Locate the word "React" in the data below, then copy every line that holds it.
•••••
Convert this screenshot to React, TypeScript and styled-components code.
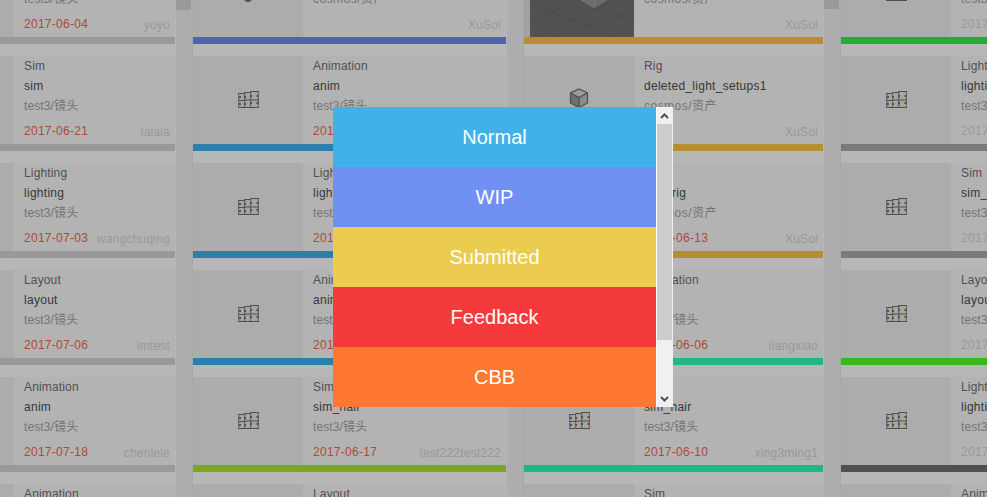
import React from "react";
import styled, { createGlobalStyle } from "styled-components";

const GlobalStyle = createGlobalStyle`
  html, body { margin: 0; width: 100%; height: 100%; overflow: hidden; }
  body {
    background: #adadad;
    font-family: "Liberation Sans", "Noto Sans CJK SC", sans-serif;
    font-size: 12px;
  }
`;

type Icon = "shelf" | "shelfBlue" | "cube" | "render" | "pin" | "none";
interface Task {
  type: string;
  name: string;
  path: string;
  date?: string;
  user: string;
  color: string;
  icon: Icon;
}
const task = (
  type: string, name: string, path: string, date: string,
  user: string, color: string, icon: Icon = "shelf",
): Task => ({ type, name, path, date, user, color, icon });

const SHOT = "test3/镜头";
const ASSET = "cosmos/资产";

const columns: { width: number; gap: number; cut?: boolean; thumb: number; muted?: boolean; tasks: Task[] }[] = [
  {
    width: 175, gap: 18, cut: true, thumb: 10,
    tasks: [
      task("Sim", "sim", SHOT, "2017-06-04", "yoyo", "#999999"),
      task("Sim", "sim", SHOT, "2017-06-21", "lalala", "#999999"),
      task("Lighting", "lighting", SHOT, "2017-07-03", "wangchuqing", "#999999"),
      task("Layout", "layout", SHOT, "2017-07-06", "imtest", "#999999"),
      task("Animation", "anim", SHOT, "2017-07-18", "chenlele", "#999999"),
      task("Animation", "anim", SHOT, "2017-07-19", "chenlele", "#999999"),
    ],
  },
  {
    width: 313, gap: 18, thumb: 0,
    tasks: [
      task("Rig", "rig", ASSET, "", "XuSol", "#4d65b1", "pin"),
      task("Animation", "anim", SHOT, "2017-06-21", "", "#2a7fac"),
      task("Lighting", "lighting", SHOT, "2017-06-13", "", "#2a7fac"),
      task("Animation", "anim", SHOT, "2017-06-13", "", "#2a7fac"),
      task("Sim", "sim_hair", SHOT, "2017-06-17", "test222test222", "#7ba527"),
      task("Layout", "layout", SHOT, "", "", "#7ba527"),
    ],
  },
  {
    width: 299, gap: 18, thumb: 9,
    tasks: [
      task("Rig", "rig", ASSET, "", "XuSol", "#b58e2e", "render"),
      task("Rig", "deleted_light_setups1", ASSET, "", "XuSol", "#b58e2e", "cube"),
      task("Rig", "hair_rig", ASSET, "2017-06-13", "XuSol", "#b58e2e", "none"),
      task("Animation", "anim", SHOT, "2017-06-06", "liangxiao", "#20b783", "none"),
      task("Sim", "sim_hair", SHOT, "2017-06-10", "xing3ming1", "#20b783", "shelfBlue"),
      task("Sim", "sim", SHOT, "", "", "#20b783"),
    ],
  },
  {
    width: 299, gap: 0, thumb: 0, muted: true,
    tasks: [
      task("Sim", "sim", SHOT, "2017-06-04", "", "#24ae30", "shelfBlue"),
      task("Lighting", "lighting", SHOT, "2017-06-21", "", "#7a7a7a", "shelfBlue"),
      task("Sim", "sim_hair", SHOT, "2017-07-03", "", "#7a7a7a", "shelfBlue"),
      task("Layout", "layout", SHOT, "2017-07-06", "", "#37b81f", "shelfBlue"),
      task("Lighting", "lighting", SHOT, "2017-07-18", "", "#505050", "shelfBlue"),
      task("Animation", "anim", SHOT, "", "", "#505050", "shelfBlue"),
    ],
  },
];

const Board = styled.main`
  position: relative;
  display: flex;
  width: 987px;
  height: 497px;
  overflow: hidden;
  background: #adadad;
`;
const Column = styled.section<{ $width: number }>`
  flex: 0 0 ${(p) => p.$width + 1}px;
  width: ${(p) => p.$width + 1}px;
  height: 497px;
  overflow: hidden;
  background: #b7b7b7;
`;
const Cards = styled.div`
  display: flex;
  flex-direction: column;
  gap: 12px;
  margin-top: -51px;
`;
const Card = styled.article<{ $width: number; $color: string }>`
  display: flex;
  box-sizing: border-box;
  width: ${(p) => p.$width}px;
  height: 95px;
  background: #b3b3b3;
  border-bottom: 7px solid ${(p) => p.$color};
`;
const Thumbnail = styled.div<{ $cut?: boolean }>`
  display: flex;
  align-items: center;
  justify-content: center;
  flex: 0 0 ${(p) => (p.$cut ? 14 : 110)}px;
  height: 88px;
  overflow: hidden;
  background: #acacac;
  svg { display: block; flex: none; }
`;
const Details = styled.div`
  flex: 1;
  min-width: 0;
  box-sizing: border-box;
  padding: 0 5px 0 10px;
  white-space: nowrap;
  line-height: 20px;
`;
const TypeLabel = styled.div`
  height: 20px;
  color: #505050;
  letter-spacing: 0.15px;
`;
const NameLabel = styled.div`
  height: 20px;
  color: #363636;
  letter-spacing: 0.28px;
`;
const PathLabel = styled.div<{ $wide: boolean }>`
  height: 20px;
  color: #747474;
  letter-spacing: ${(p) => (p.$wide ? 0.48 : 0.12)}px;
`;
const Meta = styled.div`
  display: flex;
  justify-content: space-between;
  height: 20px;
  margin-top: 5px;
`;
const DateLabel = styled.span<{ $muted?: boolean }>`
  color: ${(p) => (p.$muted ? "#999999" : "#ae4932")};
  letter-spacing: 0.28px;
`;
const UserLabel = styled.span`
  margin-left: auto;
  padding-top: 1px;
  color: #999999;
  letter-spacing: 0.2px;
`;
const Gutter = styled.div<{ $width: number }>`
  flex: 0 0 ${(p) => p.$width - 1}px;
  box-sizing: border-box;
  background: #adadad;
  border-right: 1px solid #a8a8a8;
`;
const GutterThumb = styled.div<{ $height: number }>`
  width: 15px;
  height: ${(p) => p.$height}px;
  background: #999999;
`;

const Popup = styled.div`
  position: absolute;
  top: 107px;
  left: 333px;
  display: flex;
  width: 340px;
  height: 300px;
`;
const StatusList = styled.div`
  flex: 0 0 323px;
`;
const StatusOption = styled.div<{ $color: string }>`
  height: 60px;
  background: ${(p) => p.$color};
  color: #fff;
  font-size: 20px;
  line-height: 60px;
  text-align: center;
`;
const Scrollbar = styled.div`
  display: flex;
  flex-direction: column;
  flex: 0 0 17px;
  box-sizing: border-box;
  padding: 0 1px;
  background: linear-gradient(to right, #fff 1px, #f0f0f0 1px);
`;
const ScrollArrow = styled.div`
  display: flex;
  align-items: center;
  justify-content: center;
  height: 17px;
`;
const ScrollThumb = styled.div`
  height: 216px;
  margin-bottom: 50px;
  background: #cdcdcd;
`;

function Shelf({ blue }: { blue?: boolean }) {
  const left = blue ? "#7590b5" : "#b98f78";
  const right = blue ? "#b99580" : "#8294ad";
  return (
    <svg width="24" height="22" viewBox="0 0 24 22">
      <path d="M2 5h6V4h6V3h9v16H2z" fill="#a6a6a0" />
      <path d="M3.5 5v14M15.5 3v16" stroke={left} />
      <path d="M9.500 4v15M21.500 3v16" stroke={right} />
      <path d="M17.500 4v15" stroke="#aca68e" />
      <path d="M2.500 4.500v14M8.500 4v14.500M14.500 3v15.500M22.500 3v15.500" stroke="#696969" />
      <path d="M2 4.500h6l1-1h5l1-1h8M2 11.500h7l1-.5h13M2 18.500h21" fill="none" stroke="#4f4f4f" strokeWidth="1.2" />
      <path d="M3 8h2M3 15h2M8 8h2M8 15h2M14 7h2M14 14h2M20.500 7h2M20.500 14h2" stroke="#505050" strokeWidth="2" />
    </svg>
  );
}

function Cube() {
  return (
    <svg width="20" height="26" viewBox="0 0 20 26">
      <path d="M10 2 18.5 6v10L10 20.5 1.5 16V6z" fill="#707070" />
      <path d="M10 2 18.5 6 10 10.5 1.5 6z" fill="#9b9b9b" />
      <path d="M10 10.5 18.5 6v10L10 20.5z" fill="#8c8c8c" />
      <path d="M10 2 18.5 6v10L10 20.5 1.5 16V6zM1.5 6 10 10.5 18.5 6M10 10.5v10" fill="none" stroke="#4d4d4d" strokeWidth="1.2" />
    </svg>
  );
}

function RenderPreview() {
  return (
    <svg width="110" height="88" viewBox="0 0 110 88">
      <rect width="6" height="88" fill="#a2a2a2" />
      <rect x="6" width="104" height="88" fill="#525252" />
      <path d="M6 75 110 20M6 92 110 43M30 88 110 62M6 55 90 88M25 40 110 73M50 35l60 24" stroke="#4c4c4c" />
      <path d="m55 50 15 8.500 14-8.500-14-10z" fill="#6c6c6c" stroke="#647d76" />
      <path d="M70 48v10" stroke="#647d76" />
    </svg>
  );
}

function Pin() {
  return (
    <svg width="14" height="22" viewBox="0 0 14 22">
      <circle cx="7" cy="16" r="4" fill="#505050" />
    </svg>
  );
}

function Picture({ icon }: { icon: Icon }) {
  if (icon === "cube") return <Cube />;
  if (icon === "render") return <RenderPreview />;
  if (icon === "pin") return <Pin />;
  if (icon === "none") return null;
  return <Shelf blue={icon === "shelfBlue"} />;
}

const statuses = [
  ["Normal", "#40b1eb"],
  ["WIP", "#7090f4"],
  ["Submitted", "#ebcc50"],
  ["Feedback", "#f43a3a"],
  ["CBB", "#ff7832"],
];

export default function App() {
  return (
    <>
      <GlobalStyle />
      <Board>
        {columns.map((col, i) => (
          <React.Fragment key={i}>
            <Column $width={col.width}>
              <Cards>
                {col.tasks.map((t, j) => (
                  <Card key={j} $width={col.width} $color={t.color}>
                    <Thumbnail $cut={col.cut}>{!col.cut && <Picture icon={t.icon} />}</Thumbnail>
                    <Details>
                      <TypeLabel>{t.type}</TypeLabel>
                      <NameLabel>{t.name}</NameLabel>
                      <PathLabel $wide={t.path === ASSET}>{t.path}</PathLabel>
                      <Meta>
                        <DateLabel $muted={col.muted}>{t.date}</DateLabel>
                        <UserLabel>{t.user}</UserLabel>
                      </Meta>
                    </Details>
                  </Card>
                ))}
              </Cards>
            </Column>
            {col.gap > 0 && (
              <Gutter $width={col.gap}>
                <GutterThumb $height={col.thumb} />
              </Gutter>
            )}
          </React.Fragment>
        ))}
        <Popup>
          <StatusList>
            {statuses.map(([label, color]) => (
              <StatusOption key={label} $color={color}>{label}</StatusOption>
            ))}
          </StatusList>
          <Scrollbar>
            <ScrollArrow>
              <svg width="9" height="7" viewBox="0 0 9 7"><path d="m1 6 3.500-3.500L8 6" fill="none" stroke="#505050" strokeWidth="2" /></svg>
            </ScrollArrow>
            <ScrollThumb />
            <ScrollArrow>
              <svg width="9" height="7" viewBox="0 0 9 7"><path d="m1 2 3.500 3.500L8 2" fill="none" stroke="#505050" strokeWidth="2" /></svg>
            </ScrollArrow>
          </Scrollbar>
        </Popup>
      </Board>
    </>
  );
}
•••••
Result of the exercise:
Convert this screenshot to React, TypeScript and styled-components code.
import React from "react";
          <React.Fragment key={i}>
          </React.Fragment>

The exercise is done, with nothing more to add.